As the fog from the morning was clearing away, Washington needed to take immediate action to save the situation — and his army. He gave Sullivan command of the three divisions of the right wing once more and directed him to take position so as to face northward to counter the British threat from Osborne’s Hill. He stripped the Chadd’s Ford position of all troops except Wayne’s Pennsylvania brigade, reinforced by Maxwell’s light infantry. Greene’s division would make up the reserve, prepared to go to the aide of either Sullivan or Wayne, as ordered. Washington would remain at his headquarters until the situation was clarified.
When Colonel Hazen learned of Cornwallis’ march from Trimble’s Ford to Jeffrie’s Ford, he began withdrawing his troops behind the Brandywine using Buffington and Wistar’s fords. He was later joined by the Delaware regiment. On his way south to rejoin the main body of the army, Hazen encountered Sullivan, who was leading a brigade of his own division up the road on the east side of the Brandywine.
As the two leaders came to a quick stop to exchange information Sullivan explained that he was marching to link up with Stephen’s and Stirling’s divisions, suddenly the men were interrupted by an enemy force that appeared 200 yards from Sullivan’s advance guard. Sullivan quickly decided that this was not the battlefield he wanted and commanded “column right” to advance his guard towards Birmingham. As it turns out, the troops that they spotted were probably a flanking detachment thrown out to protect Cornwallis’s column). Hazen’s regiment and the Delaware regiment remained with Sullivan’s command.

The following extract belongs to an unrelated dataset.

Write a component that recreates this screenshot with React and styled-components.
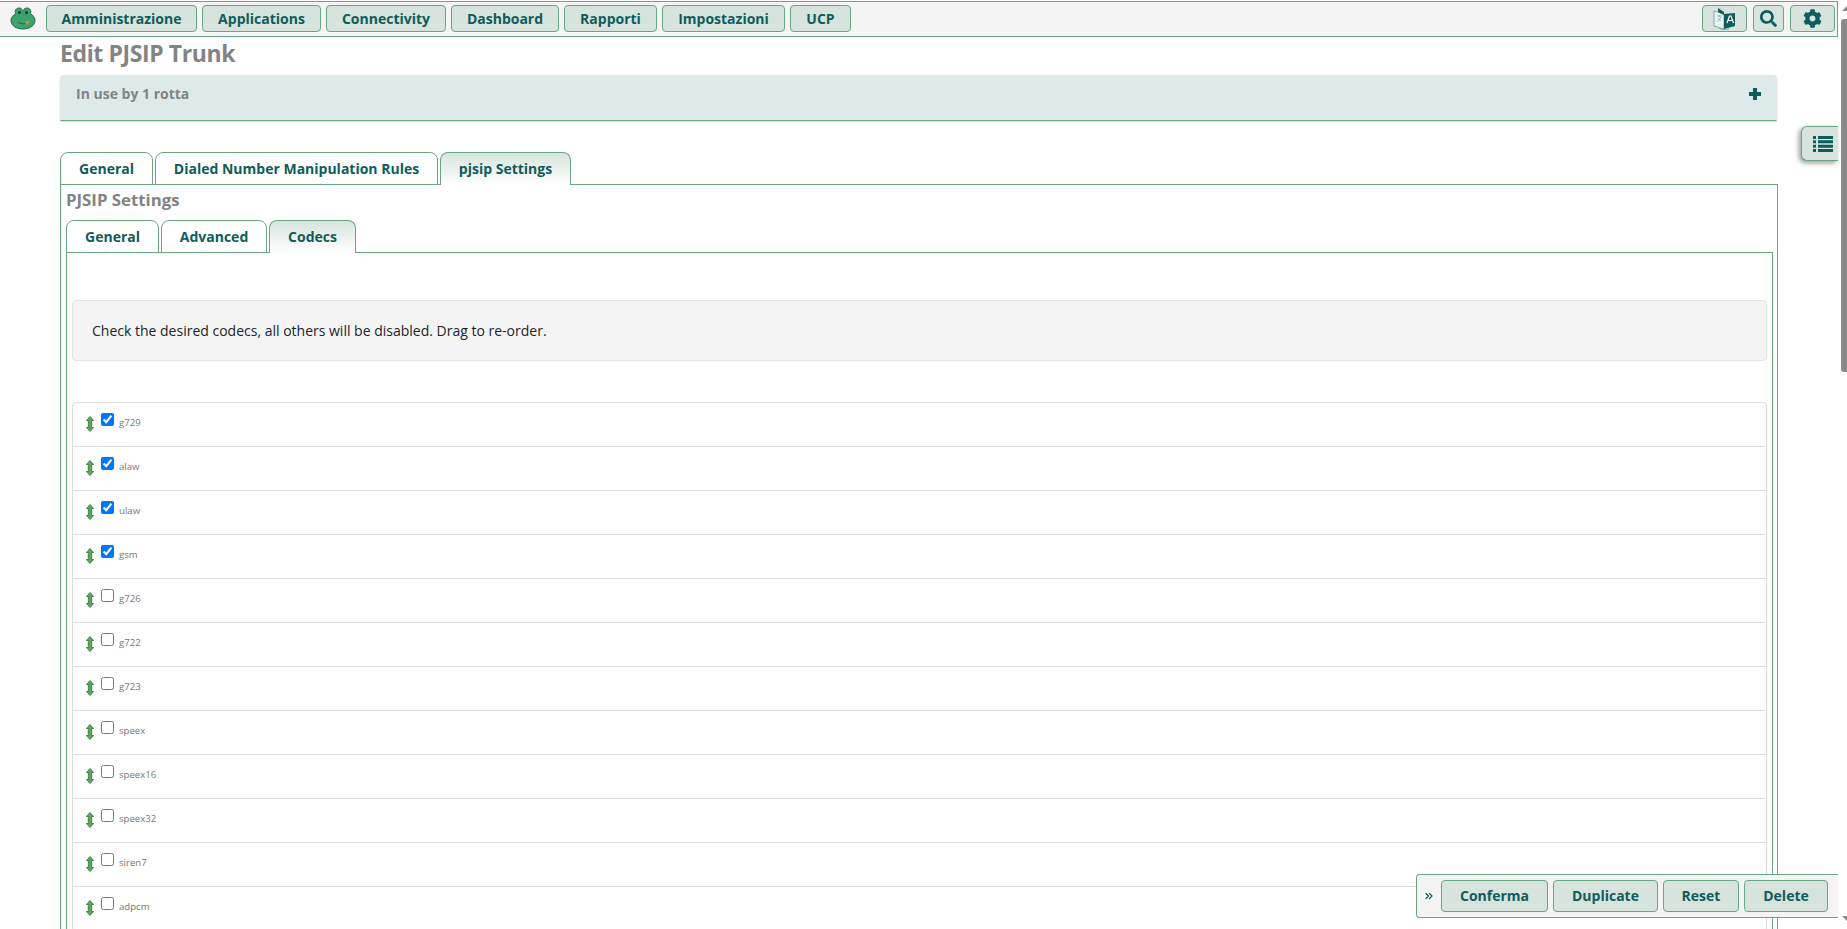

Sullivan began to deploy his division to face northward on the high ground, assuming that he was lining up on the left flank of Stephen’s and Stirling’s divisions. He soon discovered however, that he was far to the left of the other two divisions of his wing, which were already drawn up to his right and rear 500 yards away. To correct the error, he directed Hazen’s regiment to file off to the right to cover the gap, while he galloped over to confer with Stephen and Stirling. Stephen and Stirling recommended that Sullivan’s division should drop back in line with the other two and “that the whole should include further to the right” to guard against being outflanked on the right by the oncoming British. Sullivan approved and road back to move his own division.
The American main battle position took shape, curving around the northern slop of a hill about 500 yards southwest of Birmingham on the defensive terrain, known as Plowed Hill. Cornwallis, remarked that “the rebels form well…” And so they had. Sullivan’s wing was now in position, with his own division on the left, Stirling’s in the center, and Stephen’s on the right. The extreme right flank was extended a little beyond Stephen’s right by French General de Borre’s brigade of three Maryland regiments. Four field pieces of the artillery were already in supporting position.

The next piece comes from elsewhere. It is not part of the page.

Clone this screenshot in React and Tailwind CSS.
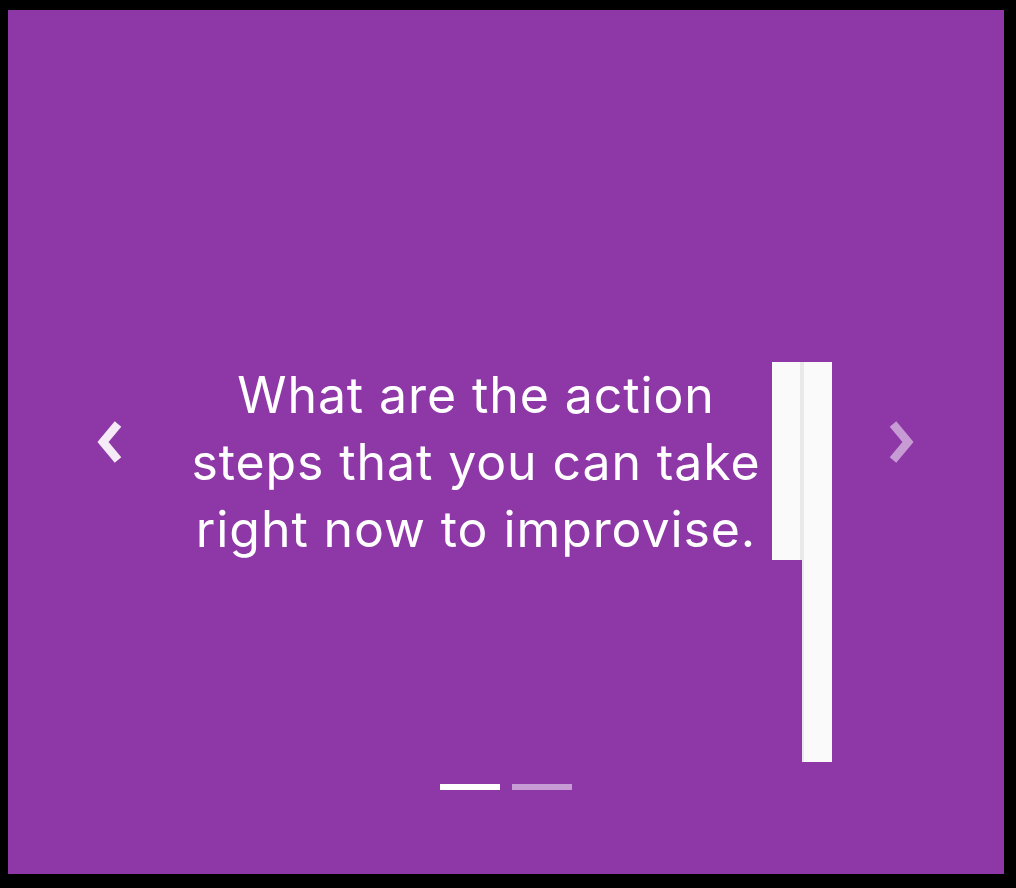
import React from "react";

function Chevron({ dir, className }) {
  const pts = dir === "left" ? "22,3 7,21 22,39" : "6,3 21,21 6,39";
  return (
    <svg width="28" height="42" viewBox="0 0 28 42" className={className}>
      <polyline
        points={pts}
        fill="none"
        stroke="currentColor"
        strokeWidth="8.5"
        strokeLinecap="butt"
        strokeLinejoin="miter"
      />
    </svg>
  );
}

export default function App() {
  return (
    <div className="w-[1016px] h-[888px] bg-black pt-[10px] pl-[8px]">
      <div className="relative w-[996px] h-[864px] bg-[#8e38a8] flex flex-col">
        <div className="flex flex-row items-start pt-[352px] pl-[172px]">
          <div
            className="w-[592px] text-center text-white text-[50px] leading-[67px] tracking-[0.9px] whitespace-nowrap"
            style={{ fontFamily: "Inter, 'Noto Sans', sans-serif" }}
          >
            What are the action
            <br />
            steps that you can take
            <br />
            right now to improvise.
          </div>
          <div className="w-[30px] h-[198px] bg-[#fafafa] border-r-2 border-[#e9e9e9]" />
          <div className="w-[30px] h-[400px] bg-[#fafafa] border-l-2 border-[#e9e9e9]" />
        </div>
        <div className="flex flex-row justify-center gap-[12px] pt-[22px]">
          <div className="w-[60px] h-[6px] bg-white" />
          <div className="w-[60px] h-[6px] bg-white/50" />
        </div>
        <Chevron dir="left" className="absolute left-[88px] top-[411px] text-white/90" />
        <Chevron dir="right" className="absolute left-[879px] top-[411px] text-white/50" />
      </div>
    </div>
  );
}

At 3:30 PM the British formations across the valley between the American battle position and Osborne’s Hill began their march. They moved forward in parade-ground order, the British in scarlet and the Hessians in blue. Each of the columns, were topped with glittering bayonets in a show of force designed to strike awe and fear in their enemy.
Cornwallis had formed his troops into three battle divisions. On the left was the light infantry and the Hessian and Anspach jagers. On the right were the guards, and in the center the grenadiers. In support of the first line were the Hessian grenadiers and the British 4th brigade. The reserve was made up of the 3rd brigade under Major General Grey.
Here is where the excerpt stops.